Smith extended his record for Cup victories to 21 with a win in the Filly & Mare Sprint with Judy the Beauty — the only favorite to win Saturday.

Three of four favorites won on opening day Friday.

In the Classic, Bayern ran 1 1/4 miles in 1:59.88 and paid $14.20, $8 and $5.20 at 6-1 odds.

Toast of New York returned $18 and $10.80. Kentucky Derby and Preakness winner California Chrome was another neck back in third and paid $5.40 to show.

The inquiry involved the first four finishers, with their numbers flashing for several minutes on the toteboard as the video was reviewed.
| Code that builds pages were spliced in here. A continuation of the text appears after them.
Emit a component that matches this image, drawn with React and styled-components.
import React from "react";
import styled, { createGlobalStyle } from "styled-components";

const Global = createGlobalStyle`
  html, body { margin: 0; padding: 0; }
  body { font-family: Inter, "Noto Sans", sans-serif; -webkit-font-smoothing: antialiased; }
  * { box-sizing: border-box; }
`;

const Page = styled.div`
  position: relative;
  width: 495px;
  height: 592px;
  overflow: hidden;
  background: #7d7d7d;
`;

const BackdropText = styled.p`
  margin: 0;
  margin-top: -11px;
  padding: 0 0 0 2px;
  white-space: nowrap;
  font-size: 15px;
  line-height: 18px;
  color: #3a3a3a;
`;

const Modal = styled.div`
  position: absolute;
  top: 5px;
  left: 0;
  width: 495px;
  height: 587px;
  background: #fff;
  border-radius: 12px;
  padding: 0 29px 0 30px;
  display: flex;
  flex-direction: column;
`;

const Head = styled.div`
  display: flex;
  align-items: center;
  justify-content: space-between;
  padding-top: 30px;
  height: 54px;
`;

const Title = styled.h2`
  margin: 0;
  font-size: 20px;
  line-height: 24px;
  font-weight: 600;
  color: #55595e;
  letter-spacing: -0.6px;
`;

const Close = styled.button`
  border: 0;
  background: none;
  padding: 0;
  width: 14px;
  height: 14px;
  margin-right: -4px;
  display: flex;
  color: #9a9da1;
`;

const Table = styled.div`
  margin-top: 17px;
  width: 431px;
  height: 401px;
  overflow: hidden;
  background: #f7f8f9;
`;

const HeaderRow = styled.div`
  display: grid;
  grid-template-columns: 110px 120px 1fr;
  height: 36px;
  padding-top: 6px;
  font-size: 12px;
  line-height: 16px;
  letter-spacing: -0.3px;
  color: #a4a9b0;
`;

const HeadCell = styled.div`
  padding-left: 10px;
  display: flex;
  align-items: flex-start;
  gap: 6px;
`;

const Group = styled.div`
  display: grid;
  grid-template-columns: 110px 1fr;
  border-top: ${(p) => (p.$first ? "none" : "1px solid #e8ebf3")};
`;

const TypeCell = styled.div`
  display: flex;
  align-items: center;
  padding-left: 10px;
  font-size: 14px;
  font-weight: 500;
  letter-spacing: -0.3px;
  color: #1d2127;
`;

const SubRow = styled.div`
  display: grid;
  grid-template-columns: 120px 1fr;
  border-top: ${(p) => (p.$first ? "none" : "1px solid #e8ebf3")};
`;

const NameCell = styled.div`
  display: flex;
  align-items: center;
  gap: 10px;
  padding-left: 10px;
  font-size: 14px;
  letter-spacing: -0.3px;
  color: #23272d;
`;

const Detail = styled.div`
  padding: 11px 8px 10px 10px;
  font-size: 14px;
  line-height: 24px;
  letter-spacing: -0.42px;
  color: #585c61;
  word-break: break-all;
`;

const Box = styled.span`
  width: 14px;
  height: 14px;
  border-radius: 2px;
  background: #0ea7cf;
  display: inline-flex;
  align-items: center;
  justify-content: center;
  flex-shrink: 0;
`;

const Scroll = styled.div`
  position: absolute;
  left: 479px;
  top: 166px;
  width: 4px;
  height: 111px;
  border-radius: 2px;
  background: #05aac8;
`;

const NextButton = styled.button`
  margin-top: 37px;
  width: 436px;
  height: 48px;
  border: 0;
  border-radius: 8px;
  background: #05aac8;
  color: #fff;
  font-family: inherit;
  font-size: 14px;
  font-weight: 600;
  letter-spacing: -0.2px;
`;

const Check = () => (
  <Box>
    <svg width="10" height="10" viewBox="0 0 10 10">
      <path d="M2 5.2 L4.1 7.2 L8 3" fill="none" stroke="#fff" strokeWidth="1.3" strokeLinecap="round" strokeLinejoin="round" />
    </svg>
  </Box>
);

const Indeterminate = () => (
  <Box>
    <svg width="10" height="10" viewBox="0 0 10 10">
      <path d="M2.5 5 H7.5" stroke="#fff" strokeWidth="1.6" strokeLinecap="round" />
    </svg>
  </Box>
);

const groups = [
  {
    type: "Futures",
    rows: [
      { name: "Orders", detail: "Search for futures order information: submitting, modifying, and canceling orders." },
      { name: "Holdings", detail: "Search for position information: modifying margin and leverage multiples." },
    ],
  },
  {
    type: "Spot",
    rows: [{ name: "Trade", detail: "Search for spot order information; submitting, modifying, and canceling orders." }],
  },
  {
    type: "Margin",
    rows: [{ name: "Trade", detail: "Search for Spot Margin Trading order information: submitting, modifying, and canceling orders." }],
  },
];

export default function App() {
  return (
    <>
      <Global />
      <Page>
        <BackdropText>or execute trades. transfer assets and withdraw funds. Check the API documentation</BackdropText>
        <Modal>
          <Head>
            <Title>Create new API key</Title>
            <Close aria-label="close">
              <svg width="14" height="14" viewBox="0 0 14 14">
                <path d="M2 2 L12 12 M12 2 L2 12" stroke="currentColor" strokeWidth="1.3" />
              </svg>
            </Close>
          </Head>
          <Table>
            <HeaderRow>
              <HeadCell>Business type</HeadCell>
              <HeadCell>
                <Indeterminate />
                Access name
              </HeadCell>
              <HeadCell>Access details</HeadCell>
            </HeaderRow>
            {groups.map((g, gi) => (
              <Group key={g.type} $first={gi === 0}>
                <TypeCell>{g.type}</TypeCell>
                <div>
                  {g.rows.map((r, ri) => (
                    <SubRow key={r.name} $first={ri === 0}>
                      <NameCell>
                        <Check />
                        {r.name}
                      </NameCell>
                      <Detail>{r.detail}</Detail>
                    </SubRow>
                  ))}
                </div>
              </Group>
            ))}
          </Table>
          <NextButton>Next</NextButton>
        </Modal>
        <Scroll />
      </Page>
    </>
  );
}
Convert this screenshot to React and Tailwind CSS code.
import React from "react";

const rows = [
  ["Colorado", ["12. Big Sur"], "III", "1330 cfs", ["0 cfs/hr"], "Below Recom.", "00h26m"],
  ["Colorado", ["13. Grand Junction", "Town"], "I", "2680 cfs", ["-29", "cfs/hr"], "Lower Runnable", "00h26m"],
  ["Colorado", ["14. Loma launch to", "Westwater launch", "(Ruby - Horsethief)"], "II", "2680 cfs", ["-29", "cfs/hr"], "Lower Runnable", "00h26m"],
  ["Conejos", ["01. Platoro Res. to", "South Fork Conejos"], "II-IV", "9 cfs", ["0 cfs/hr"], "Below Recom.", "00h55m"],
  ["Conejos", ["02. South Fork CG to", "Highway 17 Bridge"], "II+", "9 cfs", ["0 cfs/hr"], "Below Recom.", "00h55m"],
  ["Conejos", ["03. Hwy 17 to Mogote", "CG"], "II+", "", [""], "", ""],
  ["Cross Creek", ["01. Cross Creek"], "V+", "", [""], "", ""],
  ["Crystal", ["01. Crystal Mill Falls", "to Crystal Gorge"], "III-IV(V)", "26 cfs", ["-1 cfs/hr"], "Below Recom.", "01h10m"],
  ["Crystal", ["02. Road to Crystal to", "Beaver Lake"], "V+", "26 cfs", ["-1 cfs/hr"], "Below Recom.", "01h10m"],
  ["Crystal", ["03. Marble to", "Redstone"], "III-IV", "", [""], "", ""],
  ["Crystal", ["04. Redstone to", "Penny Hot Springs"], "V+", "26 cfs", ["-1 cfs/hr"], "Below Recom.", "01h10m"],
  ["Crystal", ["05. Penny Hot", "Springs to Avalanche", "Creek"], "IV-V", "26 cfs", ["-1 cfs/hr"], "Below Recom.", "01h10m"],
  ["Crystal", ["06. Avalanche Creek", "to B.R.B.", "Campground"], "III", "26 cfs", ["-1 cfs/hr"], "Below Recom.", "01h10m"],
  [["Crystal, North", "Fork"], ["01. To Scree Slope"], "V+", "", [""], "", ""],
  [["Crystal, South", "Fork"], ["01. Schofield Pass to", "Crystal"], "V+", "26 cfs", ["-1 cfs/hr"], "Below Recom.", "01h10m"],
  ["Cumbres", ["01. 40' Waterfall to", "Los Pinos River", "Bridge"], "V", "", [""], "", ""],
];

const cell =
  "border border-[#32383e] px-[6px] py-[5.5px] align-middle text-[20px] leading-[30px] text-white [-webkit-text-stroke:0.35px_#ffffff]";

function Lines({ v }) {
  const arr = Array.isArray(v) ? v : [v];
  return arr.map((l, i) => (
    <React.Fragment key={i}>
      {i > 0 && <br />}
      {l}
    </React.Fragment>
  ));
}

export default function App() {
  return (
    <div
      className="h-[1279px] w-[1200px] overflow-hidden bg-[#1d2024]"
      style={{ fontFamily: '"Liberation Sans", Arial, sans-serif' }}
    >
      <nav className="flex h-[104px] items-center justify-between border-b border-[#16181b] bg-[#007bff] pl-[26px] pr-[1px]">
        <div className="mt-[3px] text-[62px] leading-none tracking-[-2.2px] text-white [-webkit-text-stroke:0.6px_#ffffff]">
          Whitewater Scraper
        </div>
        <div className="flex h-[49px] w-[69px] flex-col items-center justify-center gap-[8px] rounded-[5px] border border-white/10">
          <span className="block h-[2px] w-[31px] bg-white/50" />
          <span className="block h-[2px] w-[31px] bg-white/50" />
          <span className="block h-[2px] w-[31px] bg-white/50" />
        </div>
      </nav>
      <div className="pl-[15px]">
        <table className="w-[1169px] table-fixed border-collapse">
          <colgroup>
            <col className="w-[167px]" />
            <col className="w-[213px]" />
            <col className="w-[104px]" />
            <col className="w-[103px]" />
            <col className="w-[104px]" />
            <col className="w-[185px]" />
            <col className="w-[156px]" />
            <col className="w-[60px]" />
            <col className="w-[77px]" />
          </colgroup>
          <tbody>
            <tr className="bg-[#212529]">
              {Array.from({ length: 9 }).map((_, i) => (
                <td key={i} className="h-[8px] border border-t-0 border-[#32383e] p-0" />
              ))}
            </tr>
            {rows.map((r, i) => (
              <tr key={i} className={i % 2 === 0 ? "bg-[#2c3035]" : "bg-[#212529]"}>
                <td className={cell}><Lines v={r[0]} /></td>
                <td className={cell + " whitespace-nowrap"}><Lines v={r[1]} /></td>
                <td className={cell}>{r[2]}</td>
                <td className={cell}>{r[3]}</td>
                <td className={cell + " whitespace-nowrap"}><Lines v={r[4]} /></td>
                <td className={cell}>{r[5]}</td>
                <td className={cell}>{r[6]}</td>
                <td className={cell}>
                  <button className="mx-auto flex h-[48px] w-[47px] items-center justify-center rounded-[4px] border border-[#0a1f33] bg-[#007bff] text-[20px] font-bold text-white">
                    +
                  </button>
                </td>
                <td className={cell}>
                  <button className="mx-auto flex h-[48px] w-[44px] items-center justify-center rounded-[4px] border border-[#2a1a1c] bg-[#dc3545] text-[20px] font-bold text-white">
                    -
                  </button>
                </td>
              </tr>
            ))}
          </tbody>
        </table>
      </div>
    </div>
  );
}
Scott Chaney, one of the track's three stewards, said in a statement that after talking to the patrol judges and riders involved, the stewards unanimously decided the bumping didn't affect the outcome. They ruled that because it occurred early in the race, the affected horses still had a chance to run.

The start of the race was a wild one, with some of the horses in the full field of 14 bouncing into each other like bumper cars at the county fair.
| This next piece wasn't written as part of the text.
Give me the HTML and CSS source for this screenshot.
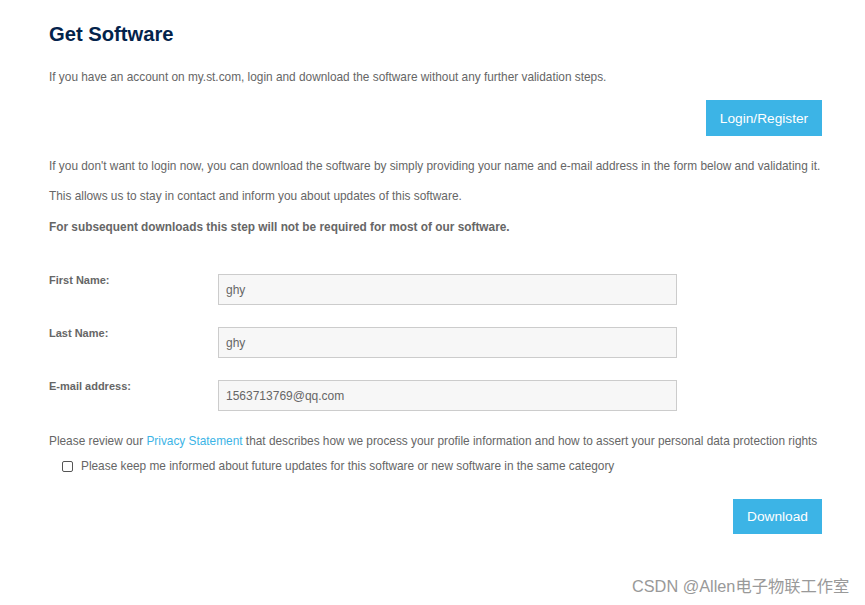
FILE: index.html
```html
<!DOCTYPE html>
<html>
<head>
<meta charset="utf-8">
<link rel="stylesheet" href="styles.css">
</head>
<body>
<div class="page">
  <h1 class="title">Get Software</h1>
  <p class="text first">If you have an account on my.st.com, login and download the software without any further validation steps.</p>
  <div class="btn-row"><button class="btn login">Login/Register</button></div>
  <p class="text p2">If you don't want to login now, you can download the software by simply providing your name and e-mail address in the form below and validating it.</p>
  <p class="text p3">This allows us to stay in contact and inform you about updates of this software.</p>
  <p class="text bold p4">For subsequent downloads this step will not be required for most of our software.</p>
  <div class="form">
    <div class="row"><label class="label">First Name:</label><input class="input" type="text" value="ghy"></div>
    <div class="row"><label class="label">Last Name:</label><input class="input" type="text" value="ghy"></div>
    <div class="row"><label class="label">E-mail address:</label><input class="input" type="text" value="1563713769@qq.com"></div>
  </div>
  <p class="text privacy">Please review our <a class="link" href="#">Privacy Statement</a> that describes how we process your profile information and how to assert your personal data protection rights</p>
  <div class="check-row"><span class="checkbox"></span><span class="text">Please keep me informed about future updates for this software or new software in the same category</span></div>
  <div class="btn-row dl"><button class="btn download">Download</button></div>
</div>
<div class="watermark">CSDN @Allen电子物联工作室</div>
</body>
</html>
```
FILE: styles.css
```css
html, body { margin: 0; padding: 0; background: #fff; }
body { width: 865px; height: 605px; position: relative; overflow: hidden; font-family: "Liberation Sans", Arial, sans-serif; }
.page { padding: 22px 43px 0 49px; }
.title { margin: 0; font-size: 20.2px; line-height: 24px; font-weight: bold; color: #03234b; }
.text { margin: 0; font-size: 11.85px; line-height: 14px; color: #666; white-space: nowrap; }
.first { margin-top: 24px; }
.btn-row { display: flex; justify-content: flex-end; margin-top: 16px; }
.btn { border: none; background: #3cb4e6; color: #fff; font-family: "Liberation Sans", Arial, sans-serif; font-size: 13.7px; padding: 0; cursor: pointer; }
.login { width: 116px; height: 36px; }
.p2 { margin-top: 23px; }
.p3 { margin-top: 16px; }
.p4 { margin-top: 17px; }
.bold { font-weight: bold; }
.form { margin-top: 40px; display: flex; flex-direction: column; gap: 22px; }
.row { display: flex; align-items: flex-start; }
.label { width: 169px; font-size: 11px; line-height: 13px; font-weight: bold; color: #666; }
.input { width: 459px; height: 31px; box-sizing: border-box; margin: 0; border: 1px solid #ccc; background: #f7f7f7; padding: 0 7px; font-family: "Liberation Sans", Arial, sans-serif; font-size: 12px; color: #666; outline: none; }
.privacy { margin-top: 23px; }
.link { color: #3cb4e6; text-decoration: none; }
.check-row { display: flex; align-items: center; margin-top: 11px; padding-left: 13px; }
.checkbox { width: 9px; height: 9px; border: 1px solid #555; border-radius: 2px; margin-right: 8px; }
.dl { margin-top: 26px; }
.download { width: 89px; height: 35px; }
.watermark { position: absolute; left: 632px; top: 577px; font-size: 16.3px; line-height: 19px; color: #999; font-family: "Liberation Sans", "Noto Sans CJK SC", sans-serif; }
```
Luckily, no one appeared to get hurt.

Bayern, with Martin Garcia aboard, came over sharply on Shared Belief out of the starting gate. That forced Shared Belief into Moreno, with Travers winner V.E. Day getting squeezed.

"Mike said he got hit really hard and that slowed him down, then the whole field came over on him and Moreno was getting out on him," said Alex Solis II, co-owner of Shared Belief.

Garcia said: "There was nothing I could do. I corrected right away."

Several strides later, as the horses were scrambling to settle in for the run past the grandstand, UAE Derby winner Toast of New York smacked Whitney winner Moreno.

"The nine horse, Toast of New York, probably came over and did more damage 100 yards out of the gate," Baffert said. "The nine was doing more crushing back there than we did."

Out of the chaos, Bayern emerged with the lead, appropriate since he is usually the fastest horse away from the gate.

"If you try to slow him down, he's just not effective," Baffert said. "If he was a football player, he'd be in the SEC. I mean, he is fast."

Candy Boy was sixth, followed by Cigar Street, Zivo, Imperative and Footbridge. V.E. Day was 11th, and then came Prayer for Relief, Majestic Harbor and Moreno.

Bayern's two previous biggest wins of the year were in the Haskell Invitational and Pennsylvania Derby. He missed the Kentucky Derby and finished ninth in the Preakness. He turned the corner with an impressive win in the Woody Stephens on the Belmont Stakes undercard, starting a run of four stakes wins in his last five starts.

Bayern's victory likely denies California Chrome champion 3-year-old honors, and places him squarely in the running for Horse of the Year.

"We don't vote, but we're proud of our horse," Baffert said. "He came through on the big day, and that's what matters. That's why they call it championship racing."

In the other races:

—Dayatthespa led all the way to win the $2 million Filly & Mare Turf, giving Brown a 1-2 finish. Dayatthespa held off stablemate Stephanie's Kitten by 1 1/4 lengths.

—Bobby's Kitten edged 7-2 favorite No Nay Never by a half-length to win the $1 million Turf Sprint.

—Texas Red pulled a 13-1 upset in the $2 million Juvenile. The Desormeaux brothers teamed for the victory. Kent was aboard for his fifth Cup victory. Keith, the trainer and a co-owner, got his first win in the championships.

—Main Sequence repelled the late challenge of Flintshire to win the $3 million Turf by a half-length, giving the U.S. the victory in a race usually dominated by Europeans.

—Work All Week held off defending champion Secret Circle by a half-length in the $1.5 million Sprint.